→ **Source data**:

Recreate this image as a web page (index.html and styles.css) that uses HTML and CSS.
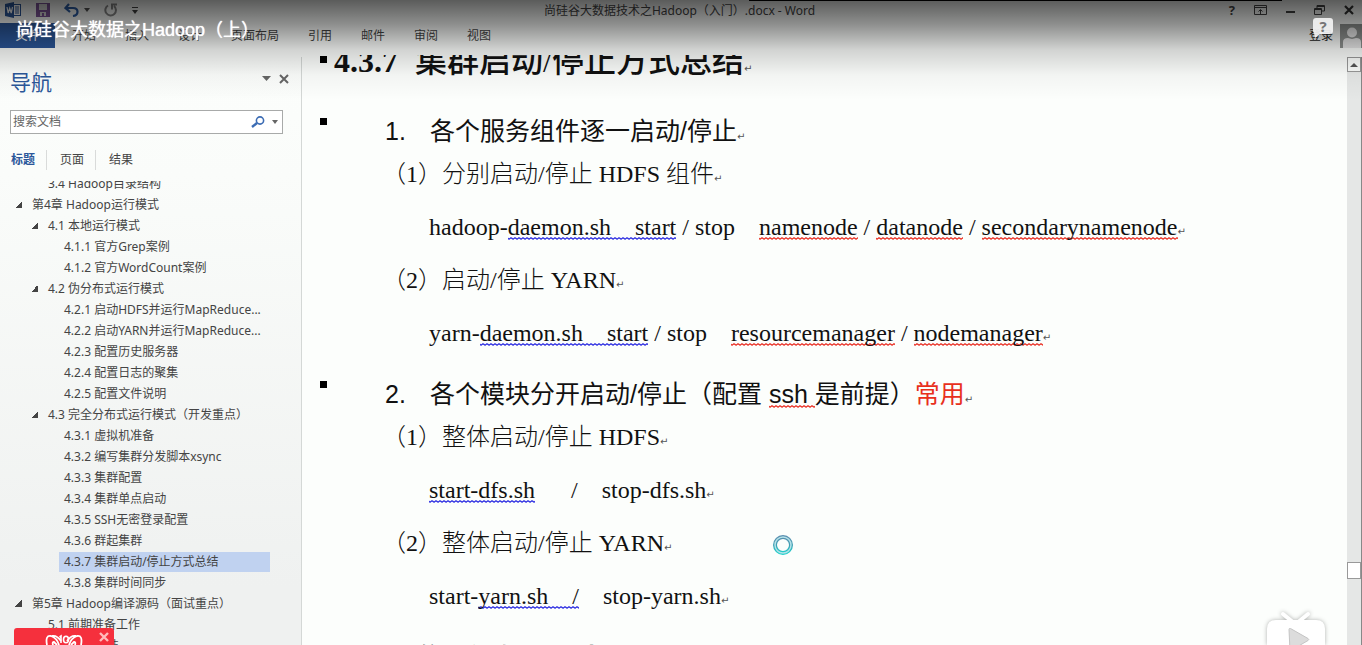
FILE: index.html
```html
<!DOCTYPE html>
<html lang="zh-CN">
<head>
<meta charset="utf-8">
<title>尚硅谷大数据之Hadoop（上）</title>
<link rel="stylesheet" href="styles.css">
</head>
<body>
<div class="player">
  <header class="titlebar">
    <div class="quick">
      <svg class="ic-word" width="17" height="16" viewBox="0 0 17 16"><rect x="8" y="2.500" width="7.500" height="11" fill="#fff" stroke="#2b579a"/><path d="M10 5h4M10 7h4M10 9h4M10 11h4" stroke="#2b579a"/><path d="M0 2l9-2v16l-9-2z" fill="#2b579a"/><path d="M2 5l1.200 6L4.700 6l1.500 5L7.500 5" fill="none" stroke="#fff" stroke-width="1.200"/></svg>
      <button class="plain" aria-label="保存"><svg width="14" height="14" viewBox="0 0 14 14"><path d="M0 0h14v14H0z" fill="#80579b"/><path d="M3 1h8v6H3zM4 9h6v4H8v-3H6v3H4z" fill="#d8d8d8"/></svg></button>
      <button class="plain undo" aria-label="撤消"><svg width="15" height="14" viewBox="0 0 15 14"><path d="M5 1L1.500 5L6 9M2 5h7c6 0 6 7 0 8" fill="none" stroke="#2f5fa5" stroke-width="2.200"/></svg><svg width="6" height="4" viewBox="0 0 6 4"><path d="M0 0h6L3 4z" fill="#555"/></svg></button>
      <button class="plain" aria-label="重复"><svg width="14" height="14" viewBox="0 0 14 14"><path d="M4 2.500a5.300 5.300 0 1 0 6 .500M8 6.500V1.500h5" fill="none" stroke="#8a8a8a" stroke-width="2"/></svg></button>
      <button class="plain" aria-label="自定义"><svg width="6" height="7" viewBox="0 0 6 7"><path d="M0 0h6v1H0zM0 3h6L3 7z" fill="#444"/></svg></button>
    </div>
    <h1 class="doc-name">尚硅谷大数据技术之Hadoop（入门）.docx - Word</h1>
    <div class="window-buttons">
      <button class="plain help" aria-label="帮助">?</button>
      <button class="plain" aria-label="功能区"><svg width="13" height="10" viewBox="0 0 13 10"><path d="M.500.500h12v9H.500zM1 2.500h11M6.500 9V5M4.500 6.500l2-2 2 2" fill="none" stroke="#444"/></svg></button>
      <button class="plain" aria-label="最小化"><svg width="9" height="10" viewBox="0 0 9 10"><path d="M0 6h9v2H0z" fill="#444"/></svg></button>
      <button class="plain" aria-label="还原"><svg width="11" height="10" viewBox="0 0 11 10"><path d="M3 3V.500h7.500V6H8M.500 3.500h7v6h-7zM0 4.500h8M3 1.500h8" fill="none" stroke="#444"/></svg></button>
      <button class="plain" aria-label="关闭"><svg width="10" height="10" viewBox="0 0 10 10"><path d="M1 1l8 8M9 1L1 9" stroke="#333" stroke-width="2.200"/></svg></button>
    </div>
  </header>

  <div class="ribbon">
    <button class="file">文件</button>
    <div class="ribbon-tabs">
      <button>开始</button><button>插入</button><button>设计</button><button>页面布局</button><button>引用</button><button>邮件</button><button>审阅</button><button>视图</button>
    </div>
    <a class="login" href="#">登录</a>
    <svg class="avatar" width="22" height="24" viewBox="0 0 22 24"><path d="M0 0h22v24H0z" fill="#8e918f"/><circle cx="12" cy="8.500" r="5" fill="#e8e8e8"/><path d="M3 24v-6q0-4 5-4l4 1 4-1q5 0 5 4v6z" fill="#e8e8e8"/></svg>
  </div>

  <div class="workspace">
    <aside class="nav">
      <div class="nav-head">
        <h2>导航</h2>
        <button class="plain" aria-label="选项"><svg width="9" height="5" viewBox="0 0 9 5"><path d="M0 0h9L4.500 5z" fill="#666"/></svg></button>
        <button class="plain" aria-label="关闭导航"><svg width="10" height="10" viewBox="0 0 10 10"><path d="M1 1l8 8M9 1L1 9" stroke="#666" stroke-width="2"/></svg></button>
      </div>
      <div class="search">
        <input type="text" placeholder="搜索文档" aria-label="搜索文档">
        <button class="plain" aria-label="搜索"><svg width="14" height="12" viewBox="0 0 14 12"><circle cx="9" cy="4.500" r="3.600" fill="none" stroke="#3c6cb4" stroke-width="1.600"/><path d="M6 7L1 11" stroke="#3c6cb4" stroke-width="2.400"/></svg></button>
        <button class="plain" aria-label="搜索选项"><svg width="6" height="4" viewBox="0 0 6 4"><path d="M0 0h6L3 4z" fill="#666"/></svg></button>
      </div>
      <div class="nav-tabs">
        <button class="active">标题</button><button>页面</button><button>结果</button>
      </div>
      <div class="tree">
        <ul>
          <li class="l2"><a href="#">3.4 Hadoop目录结构</a></li>
          <li class="l1 open"><a href="#">第4章 Hadoop运行模式</a></li>
          <li class="l2 open"><a href="#">4.1 本地运行模式</a></li>
          <li class="l3"><a href="#">4.1.1 官方Grep案例</a></li>
          <li class="l3"><a href="#">4.1.2 官方WordCount案例</a></li>
          <li class="l2 open"><a href="#">4.2 伪分布式运行模式</a></li>
          <li class="l3"><a href="#">4.2.1 启动HDFS并运行MapReduce...</a></li>
          <li class="l3"><a href="#">4.2.2 启动YARN并运行MapReduce...</a></li>
          <li class="l3"><a href="#">4.2.3 配置历史服务器</a></li>
          <li class="l3"><a href="#">4.2.4 配置日志的聚集</a></li>
          <li class="l3"><a href="#">4.2.5 配置文件说明</a></li>
          <li class="l2 open"><a href="#">4.3 完全分布式运行模式（开发重点）</a></li>
          <li class="l3"><a href="#">4.3.1 虚拟机准备</a></li>
          <li class="l3"><a href="#">4.3.2 编写集群分发脚本xsync</a></li>
          <li class="l3"><a href="#">4.3.3 集群配置</a></li>
          <li class="l3"><a href="#">4.3.4 集群单点启动</a></li>
          <li class="l3"><a href="#">4.3.5 SSH无密登录配置</a></li>
          <li class="l3"><a href="#">4.3.6 群起集群</a></li>
          <li class="l3 current"><a href="#">4.3.7 集群启动/停止方式总结</a></li>
          <li class="l3"><a href="#">4.3.8 集群时间同步</a></li>
          <li class="l1 open"><a href="#">第5章 Hadoop编译源码（面试重点）</a></li>
          <li class="l2"><a href="#">5.1 前期准备工作</a></li>
          <li class="l2"><a href="#">5.2 jar包安装</a></li>
        </ul>
      </div>
    </aside>

    <main class="page">
      <div class="content">
        <h2 class="title"><span class="no">4.3.7</span><span class="name">集群启动/停止方式总结<i class="ret">↵</i></span></h2>
        <h3><span class="no">1.</span><span>各个服务组件逐一启动/停止<i class="ret">↵</i></span></h3>
        <p>（1）分别启动/停止 HDFS 组件<i class="ret">↵</i></p>
        <p class="cmd">hadoop-<u class="blue">daemon.sh    start</u> / stop    <u>namenode</u> / <u>datanode</u> / <u>secondarynamenode</u><i class="ret">↵</i></p>
        <p>（2）启动/停止 YARN<i class="ret">↵</i></p>
        <p class="cmd">yarn-<u class="blue">daemon.sh    start</u> / stop    <u>resourcemanager</u> / <u>nodemanager</u><i class="ret">↵</i></p>
        <h3><span class="no">2.</span><span>各个模块分开启动/停止（配置 <u>ssh </u>是前提）<em>常用</em><i class="ret">↵</i></span></h3>
        <p>（1）整体启动/停止 HDFS<i class="ret">↵</i></p>
        <p class="cmd"><u class="blue">start-dfs.sh</u>      /    stop-dfs.sh<i class="ret">↵</i></p>
        <p>（2）整体启动/停止 YARN<i class="ret">↵</i></p>
        <p class="cmd">start-<u class="blue">yarn.sh    /</u>    stop-yarn.sh<i class="ret">↵</i></p>
        <h2 class="title"><span class="no">4.3.8</span><span class="name">集群时间同步<i class="ret">↵</i></span></h2>
      </div>
      <svg class="busy" width="22" height="22" viewBox="0 0 22 22"><defs><linearGradient id="ring" x1="0" y1="0" x2="0" y2="1"><stop offset="0" stop-color="#5a8fb0"/><stop offset=".5" stop-color="#3f9fb4"/><stop offset="1" stop-color="#1fd0cb"/></linearGradient></defs><circle cx="11" cy="11" r="8" fill="none" stroke="url(#ring)" stroke-width="4"/><circle cx="11" cy="11" r="8" fill="none" stroke="#b4e2e8" stroke-width="1.500"/></svg>
    </main>

    <div class="scrollbar">
      <button class="up" aria-label="向上滚动"><svg width="8" height="4" viewBox="0 0 8 4"><path d="M4 0l4 4H0z" fill="#555"/></svg></button>
      <div class="before"></div>
      <div class="thumb"></div>
      <div class="after"></div>
    </div>
  </div>

  <div class="shade"></div>
  <div class="top-line"></div>
  <div class="video-title">尚硅谷大数据之Hadoop（上）</div>
  <button class="feedback" aria-label="反馈"><svg width="22" height="20" viewBox="0 0 22 20"><path d="M4 0h14q3 0 3 3v10q0 3-3 3H8l-5 4-1-5q-1-1-1-2V3q0-3 3-3z" fill="#f2f2f2" fill-opacity=".93"/></svg><span>?</span></button>
  <div class="promo">
    <svg width="40" height="17" viewBox="0 0 40 17"><path d="M3 17Q1 7 7 8q6 2 8 9M37 17q2-10-4-9-6 2-8 9M9 17q-1-3 1-3l3 3M31 17q1-3-1-3l-3 3M8 8q5-1 9 5M32 8q-5-1-9 5" fill="none" stroke="#fff" stroke-width="1.800"/><path d="M15.500 9l1.500-1v7" fill="none" stroke="#fff" stroke-width="1.600"/><ellipse cx="22" cy="11.500" rx="2.500" ry="3.300" fill="none" stroke="#fff" stroke-width="1.600"/></svg>
    <button class="plain" aria-label="关闭广告"><svg width="10" height="10" viewBox="0 0 10 10"><path d="M1 1l8 8M9 1L1 9" stroke="#fbb" stroke-width="2.400"/></svg></button>
  </div>
  <button class="play" aria-label="播放"><svg width="68" height="36" viewBox="0 0 68 36"><g fill="#fff"><path d="M21 5l11 9M46 5l-11 9" stroke="#fff" stroke-width="4" stroke-linecap="round"/><path d="M14 11h40q9 0 9 9v30H5V20q0-9 9-9z"/></g><path d="M27 20.500q0-1.500 1.500-1L46 29.500q1.500 1 0 2L28 42z" fill="#dcdcdc" stroke="#c4c4c4"/></svg></button>
</div>
</body>
</html>
```

FILE: styles.css
```css
* { box-sizing: border-box; }
body {
  margin: 0;
  font: 12px/20px "Noto Sans", "Noto Sans CJK SC", sans-serif;
  color: #444;
}
h1, h2, h3, p, ul { margin: 0; padding: 0; font-weight: normal; }
a { color: inherit; text-decoration: none; }
button { font: inherit; color: inherit; border: 0; padding: 0; background: none; }
svg { display: block; flex: none; }
.plain { display: flex; align-items: center; }

.player {
  position: relative;
  display: flex;
  flex-direction: column;
  height: 100vh;
  overflow: hidden;
  background: #fcfefc;
}

/* Title bar */
.titlebar {
  display: grid;
  grid-template-columns: 1fr auto 1fr;
  align-items: center;
  height: 23px;
  padding: 0 8px 4px 5px;
}
.quick { display: flex; align-items: center; gap: 14px; }
.undo { gap: 5px; }
.doc-name { font-size: 12px; line-height: 19px; }
.window-buttons { display: flex; align-items: center; justify-content: flex-end; gap: 19px; }
.help { font-weight: bold; font-size: 13px; }

/* Ribbon */
.ribbon { display: flex; align-items: center; height: 32px; padding-bottom: 7px; }
.file { align-self: stretch; width: 55px; background: #2b579a; color: #fff; }
.ribbon-tabs { display: flex; flex: 1; gap: 29px; padding-left: 17px; }
.login { padding-right: 7px; color: #222; }

/* Navigation pane */
.workspace { display: flex; flex: 1; min-height: 0; }
.nav {
  display: flex;
  flex-direction: column;
  width: 302px;
  margin-top: 2px;
  border-right: 1px solid #d4d8d6;
  background: linear-gradient(#fcfefc, #fafcfa 20%, #eff1f0 90%);
}
.nav-head { display: flex; align-items: center; gap: 8px; height: 53px; padding: 0 12px 4px 10px; }
.nav-head h2 { flex: 1; font-size: 21px; line-height: 30px; color: #2b579a; }
.nav-head .plain { margin-bottom: 6px; }
.search {
  display: flex;
  align-items: center;
  gap: 7px;
  height: 24px;
  margin: 0 18px 0 10px;
  padding: 0 4px 0 2px;
  border: 1px solid #a8aaa9;
  background: #fff;
}
.search input { flex: 1; min-width: 0; padding: 0; border: 0; outline: 0; background: none; font: inherit; color: #444; }
.search input::placeholder { color: #666; }
.nav-tabs { display: flex; align-items: center; height: 47px; padding: 4px 0 0 11px; }
.nav-tabs button + button { border-left: 1px solid #d9dbda; margin-left: 11px; padding-left: 13px; }
.nav-tabs .active { color: #2b579a; font-weight: bold; }
.tree { flex: 1; min-height: 0; overflow: hidden; }
.tree ul { margin-top: -8px; list-style: none; }
.tree li { display: flex; align-items: center; height: 21px; padding-right: 31px; }
.tree a { flex: 1; padding-left: 5px; white-space: nowrap; }
.tree .l1 { padding-left: 27px; }
.tree .l2 { padding-left: 43px; }
.tree .l3 { padding-left: 59px; }
.open::before {
  content: "";
  width: 7px;
  height: 7px;
  margin-left: -12px;
  margin-right: 5px;
  background: linear-gradient(135deg, transparent 50%, #444 50%);
}
.current a { background: #c0d2f0; }

/* Document */
.page {
  position: relative;
  flex: 1;
  min-width: 0;
  overflow: hidden;
  color: #111;
  font: 24px/53px "Liberation Serif", "Noto Sans CJK SC", serif;
}
.content { margin-top: -15px; }
.content p { padding-left: 80px; font-weight: 300; white-space: pre; }
.content .cmd { padding-left: 127px; }
.content h2, .content h3 { display: flex; white-space: pre; }
.content h2::before, .content h3::before { content: ""; width: 7px; height: 7px; margin: 3px 0 0 18px; background: #000; }
.content h2 { font-size: 32px; line-height: 42px; font-weight: bold; }
.content h2::before { margin-top: 16px; }
.content h2 .no { width: 88px; padding-left: 7px; }
.content h2 .name { font-weight: 500; }
.content h3 { margin-top: 33px; font: 25px/33px "Liberation Sans", "Noto Sans CJK SC", sans-serif; }
.content .cmd + h3 { margin-top: 18px; }
.content h3 .no { width: 103px; padding-left: 58px; }
.content .cmd + h2 { margin-top: 17px; }
u {
  text-decoration: none;
  background: url("data:image/svg+xml,%3Csvg xmlns='http://www.w3.org/2000/svg' width='4' height='3'%3E%3Cpath d='M-1 0L1 2L3 .5L5 2' transform='translate(0 .3)' fill='none' stroke='%23e8281c' stroke-width='1.1'/%3E%3C/svg%3E") 0 100% repeat-x;
}
u.blue {
  background-image: url("data:image/svg+xml,%3Csvg xmlns='http://www.w3.org/2000/svg' width='4' height='3'%3E%3Cpath d='M-1 0L1 2L3 .5L5 2' transform='translate(0 .3)' fill='none' stroke='%232424e0' stroke-width='1.1'/%3E%3C/svg%3E");
}
em { font-style: normal; color: #e8301c; }
.ret { font: 10px/10px "DejaVu Sans", sans-serif; color: #555; }
.busy { position: absolute; left: 470px; top: 479px; }

/* Scroll bar */
.scrollbar {
  display: flex;
  flex-direction: column;
  width: 15px;
  margin-top: 2px;
  background: #e5e7e6;
  border-right: 1px solid #888;
}
.up { display: flex; align-items: center; justify-content: center; height: 15px; border: 1px solid #999; background: #fcfefc; }
.before { flex: 490; }
.thumb { height: 17px; border: 1px solid #999; background: #fff; }
.after { flex: 66; }

/* Player overlay */
.shade {
  position: absolute;
  inset: 0 0 auto;
  height: 100px;
  pointer-events: none;
  background: linear-gradient(rgba(0, 0, 0, .64), rgba(0, 0, 0, .43) 25%, rgba(0, 0, 0, .17) 50%, rgba(0, 0, 0, .04) 75%, transparent);
}
.top-line { position: absolute; top: 0; left: 55%; right: 80px; height: 1px; background: #000; }
.video-title {
  position: absolute;
  left: 16px;
  top: 17px;
  font: 18px/26px "Liberation Sans", "Noto Sans CJK SC", sans-serif;
  color: #fff;
  text-shadow: 0 0 1px #fff;
}
.feedback { position: absolute; right: 28px; top: 18px; }
.feedback span { position: absolute; inset: 0; font: bold 15px/17px "Noto Sans", sans-serif; color: #777; }
.promo {
  position: absolute;
  left: 14px;
  bottom: 0;
  display: flex;
  align-items: center;
  justify-content: flex-end;
  gap: 15px;
  width: 100px;
  height: 17px;
  padding-right: 5px;
  border-radius: 3px 3px 0 0;
  background: #f5303d;
}
.play { position: absolute; right: 32px; bottom: 0; filter: drop-shadow(0 0 2px rgba(0, 0, 0, .3)); }
```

→ **Given task**:
Each line holding "page" must be found and copied.

→ **Answer to the problem**:
Recreate this image as a web page (index.html and styles.css) that uses HTML and CSS.
    <main class="page">
.page {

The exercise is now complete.